The GEO-related terms that content marketers should know

Screenshot of Google Search page Photo by sarah b on Unsplash

The GEO-related terms that content marketers should know

Written by

Shirley Siluk
 

12/08/2025

Marketers who create content need their blog posts, reports, videos and podcasts to be discoverable online. Because what’s the point of communicating if no one sees or hears those communications? But the rapid shift to AI-based search is putting pressure on content marketing teams to rethink their SEO (search engine optimisation) strategies.

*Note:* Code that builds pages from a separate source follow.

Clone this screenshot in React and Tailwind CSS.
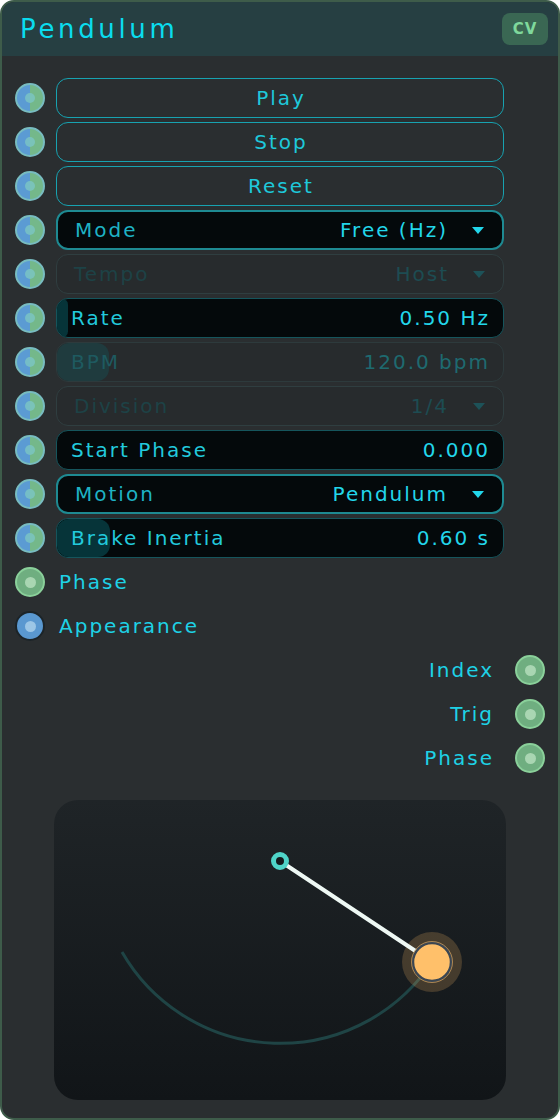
import React from 'react';

const rows = [
    { kind: 'button', label: 'Play' },
    { kind: 'button', label: 'Stop' },
    { kind: 'button', label: 'Reset' },
    { kind: 'select', label: 'Mode', value: 'Free (Hz)' },
    { kind: 'select', label: 'Tempo', value: 'Host', disabled: true },
    { kind: 'slider', label: 'Rate', value: '0.50 Hz', fill: 11 },
    { kind: 'slider', label: 'BPM', value: '120.0 bpm', fill: 52, disabled: true },
    { kind: 'select', label: 'Division', value: '1/4', disabled: true },
    { kind: 'slider', label: 'Start Phase', value: '0.000', fill: 0 },
    { kind: 'select', label: 'Motion', value: 'Pendulum' },
    { kind: 'slider', label: 'Brake Inertia', value: '0.60 s', fill: 53 },
];

const outputs = ['Index', 'Trig', 'Phase'];

const CvPort = () => (
    <div className="w-[30px] h-[30px] shrink-0 rounded-full border-2 border-[#78bcc0] bg-[linear-gradient(90deg,#5b9bd3_50%,#74b88a_50%)] flex items-center justify-center">
        <div className="w-[10px] h-[10px] rounded-full bg-[#7cc6c4]/80" />
    </div>
);

const GreenPort = () => (
    <div className="w-[30px] h-[30px] shrink-0 rounded-full border-2 border-[#8ad09a] bg-[#6fae80] flex items-center justify-center">
        <div className="w-[11px] h-[11px] rounded-full bg-[#a9d6b2]" />
    </div>
);

const BluePort = () => (
    <div className="w-[30px] h-[30px] shrink-0 rounded-full border-2 border-[#1c2428] bg-[#5a98d0] flex items-center justify-center">
        <div className="w-[11px] h-[11px] rounded-full bg-[#9cc6e6]" />
    </div>
);

const Caret = ({ dim }) => (
    <svg width="12" height="7" viewBox="0 0 12 7" className="ml-[24px] shrink-0">
        <polygon points="0,0 12,0 6,7" fill={dim ? '#1d5258' : '#22d6ea'} />
    </svg>
);

const Control = ({ row }) => {
    if (row.kind === 'button') {
        return (
            <button className="w-[448px] h-10 rounded-xl border border-[#17a2b0] text-[#1ec8da] text-[20px] tracking-[0.1em] flex items-center justify-center pl-[2px]">
                {row.label}
            </button>
        );
    }
    if (row.kind === 'select') {
        return (
            <div className={`w-[448px] h-10 rounded-xl flex items-center pl-[17px] pr-[18px] text-[20px] tracking-[0.1em] ${
                row.disabled
                    ? 'border border-[#2f3e40] bg-[#272b2d] text-[#1d4246]'
                    : 'border-2 border-[#1e8a92] bg-[#04090b] text-[#1eb2c4]'
            }`}>
                <span>{row.label}</span>
                <span className={`ml-auto ${row.disabled ? 'text-[#1d4c52]' : 'text-[#22d6ea]'}`}>{row.value}</span>
                <Caret dim={row.disabled} />
            </div>
        );
    }
    return (
        <div className={`relative w-[448px] h-10 rounded-xl overflow-hidden flex items-center pl-[14px] pr-[13px] text-[20px] tracking-[0.1em] ${
            row.disabled
                ? 'border border-[#2d3a3c] bg-[#272b2d]'
                : 'border border-[#15555c] bg-[#04090b]'
        }`}>
            {row.fill > 0 && (
                <div
                    className={`absolute left-0 top-0 bottom-0 rounded-xl ${row.disabled ? 'bg-[#1f3b3e]' : 'bg-[#063439]'}`}
                    style={{ width: row.fill }}
                />
            )}
            <span className={`relative ${row.disabled ? 'text-[#1e5a60]' : 'text-[#22cadc]'}`}>{row.label}</span>
            <span className={`relative ml-auto ${row.disabled ? 'text-[#1e6a70]' : 'text-[#22d6ea]'}`}>{row.value}</span>
        </div>
    );
};

const PendulumView = () => (
    <div className="mx-auto mt-[22px] w-[452px] h-[300px] rounded-[24px] bg-[linear-gradient(180deg,#1f2427,#111518)] overflow-hidden">
        <svg width="452" height="300" viewBox="0 0 452 300">
            <path d="M 68 152 A 182.5 182.5 0 0 0 378 162" fill="none" stroke="#1f4445" strokeWidth="3" />
            <circle cx="378" cy="162" r="30" fill="#ffc06a" fillOpacity="0.2" />
            <line x1="226" y1="61" x2="378" y2="162" stroke="#eef8f4" strokeWidth="4" strokeLinecap="round" />
            <circle cx="378" cy="162" r="19" fill="#ffc06a" stroke="#3b4652" strokeWidth="2.5" />
            <circle cx="378" cy="162" r="20.5" fill="none" stroke="#c99a5c" strokeWidth="0.8" />
            <circle cx="226" cy="61" r="6.5" fill="#151a1d" stroke="#4fd4c8" strokeWidth="5" />
        </svg>
    </div>
);

const App = () => {
    return (
        <div className="w-[560px] h-[1120px] bg-white font-['DejaVu_Sans',sans-serif]">
            <div className="w-full h-full rounded-[14px] border-2 border-[#3e5c4a] bg-[#2a2e30] overflow-hidden">
                {/* Header */}
                <div className="h-[54px] bg-[#263f42] flex items-center justify-between pl-[18px] pr-[10px]">
                    <h1 className="text-[26px] tracking-[0.14em] text-[#0adcee]">Pendulum</h1>
                    <div className="w-[46px] h-8 rounded-lg bg-[#3a6753] flex items-center justify-center text-[#7fd89c] text-[15px] font-bold tracking-[0.06em]">
                        CV
                    </div>
                </div>

                <div className="pt-[22px] pl-[13px] flex flex-col gap-1">
                    {rows.map(row => (
                        <div key={row.label} className="h-10 flex items-center gap-[11px]">
                            <CvPort />
                            <Control row={row} />
                        </div>
                    ))}
                    <div className="h-10 flex items-center gap-[14px]">
                        <GreenPort />
                        <span className="text-[20px] tracking-[0.1em] text-[#1ed2e6]">Phase</span>
                    </div>
                    <div className="h-10 flex items-center gap-[14px]">
                        <BluePort />
                        <span className="text-[20px] tracking-[0.1em] text-[#1ed2e6]">Appearance</span>
                    </div>
                    {outputs.map(name => (
                        <div key={name} className="h-10 flex items-center justify-end gap-[21px] pr-[13px]">
                            <span className="text-[20px] tracking-[0.1em] text-[#1ed2e6]">{name}</span>
                            <GreenPort />
                        </div>
                    ))}
                </div>

                <PendulumView />
            </div>
        </div>
    );
};

export default App;
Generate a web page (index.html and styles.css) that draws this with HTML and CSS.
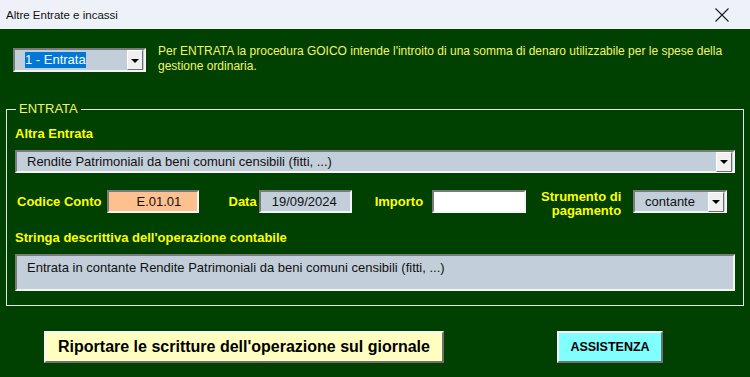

This new era of GEO (generative engine optimisation) means that content marketers need to familiarise themselves with a variety of terms, some of which are new and others that they simply might not have been aware of before. Following are some of the most important terms to know:

  • AI crawler – Crawlers are bots that visit and scan websites across the internet to access information that powers search engines, travel sites, ecommerce sites and more. According to the MIT Technology Review, crawlers account for half of all internet traffic and ‘will soon outpace human traffic’. It adds that traditional crawlers were ‘largely undisruptive and could even be beneficial’. By contrast, AI crawlers are ‘causing unprecedented disruption across the internet, pushing websites to their breaking points and, in some instances, bringing them to the brink of collapse,’ notes the United Nations University’s technology arm. This is because AI crawlers seeking data to train large language models are leading many websites to see surging traffic that increases their data bandwidth costs and degrades site performance.
  • E-E-A-TE-E-A-T stands for ‘experience, expertise, authoritativeness and trustworthiness’, and Google’s updated automated ranking systems for search now give weight to content that demonstrates those qualities. Search Engine Journal writes, ‘It’s important to note that E-E-A-T is not a direct ranking factor in Google’s search algorithm. Instead, it is a guideline used by human quality raters to evaluate the overall quality of search results.’ However, Google uses the data from these evaluations to improve its algorithms. So, while E-E-A-T is not a direct ranking signal, optimising for it can indirectly improve a site’s search performance over time.”
  • GEOGenerative engine optimisation was first described in this study as a ‘novel paradigm to aid content creators in improving their content visibility in generative engine responses through a flexible black-box optimisation framework for optimising and defining visibility metrics’. Search Engine Land defines GEO as ‘the process of optimising your website’s content to boost its visibility in AI-driven search engines such as ChatGPT, Perplexity, Gemini, Copilot and Google AI Overviews’.
  • Google AI ModeGoogle AI Mode is one of two AI-powered search modes on Google. (The other is Google AI Overviews.) Google says that AI Mode ‘expands what AI Overviews can do with more advanced reasoning and ways of interacting. It divides your question into subtopics and searches for each one simultaneously’. It’s accessible at google.com/aimode.
  • Google AI Overviews – Google says that AI Overviews ‘help people get to the gist of a complicated topic or question more quickly, and provide a jumping off point to explore links to learn more. They were designed to show up on queries where they can add additional benefits beyond what people might already get on Search’. Although Google says that the addition of AI Overviews means that ‘people have been visiting a greater diversity of websites for help with more complex questions,’ a July 2025 study by the Pew Research Center finds that, compared to users who see traditional search results on Google, users who see an AI overview at the top of their search results are half as likely to click links to other sites.
  • Google Zero – Coined by Nilay Patel, editor-in-chief of The Verge, in May 2024, Google Zero describes the moment ‘when Google Search simply stops sending traffic outside of its search engine to third-party websites’.
  • robots.txt – Known as the Robots Exclusion Protocol, robots.txt is a text file that directs web crawlers and robots to not visit, scan, index or scrape some or all URLs on a website. However, in practice, this direction is not always heeded, including by some AI crawlers.
  • scraping – The UK Information Commissioner’s Office defines web scraping as ‘the use of automated software to “crawl” web pages, gather, copy and/or extract information from those pages, and store that information (eg in a database) for further use”. PC Mag says AI scraping ‘takes existing text and images, of which there are trillions of examples online, and uses them to train an AI system’.
  • zero-click experience – This refers to the trend of users not clicking on links to other websites after conducting AI-powered searches, whether using traditional search engines with AI features, AI-based search tools like perplexity.ai or AI chatbots like ChatGPT.